There are a million reasons to agree that the data is never actually deleted

* need to retain data to fulfill government requests

* internal auditing

* it's all backed up in some "data lake" somewhere to do internal ml or analytics on

* hundreds of copies in database backups from different times

* internal logs that contain the data

* it's already been analyzed and aggregated into learning products and models that aren't going to be recomputed

It's not being "paranoid". As someone who has worked on large scale saas, I say: there is zero, 0, ZERO, 0.00 chance of that data every actually being deleted

athenot · on May 20, 2019

> As someone who has worked on large scale saas, I say: there is zero, 0, ZERO, 0.00 chance of that data every actually being deleted

Unless that is built by design. I happen to also work on a large scale SaaS where we take this stuff very seriously and I can say it is possible to protect this data. However I will agree that this adds considerable complexity, but for some organizations, that is totally worth it.

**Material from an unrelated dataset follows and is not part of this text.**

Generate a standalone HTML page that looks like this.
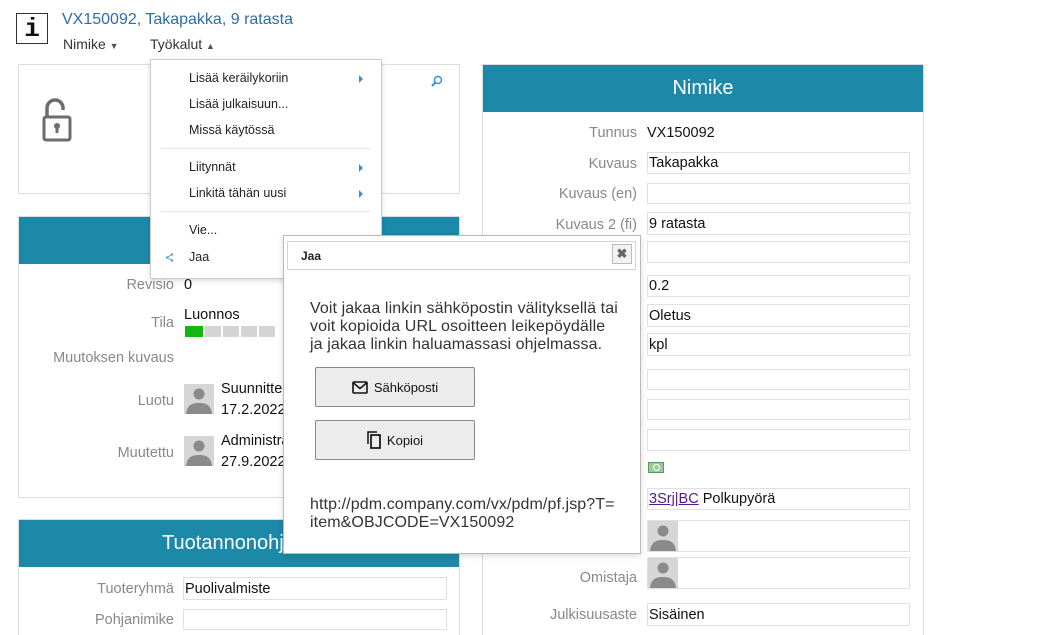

> need to retain data to fulfill government requests

That's a choice, not a requirement. If you encrypt the data and purposely don't store the keys yourself but instead have the customer store them, then you don't have anything of value for the government.

> internal auditing

Personally Identifiable Info is not something we want to peruse. In fact we purposely don't want to see it because that eliminates a potential for mishandling.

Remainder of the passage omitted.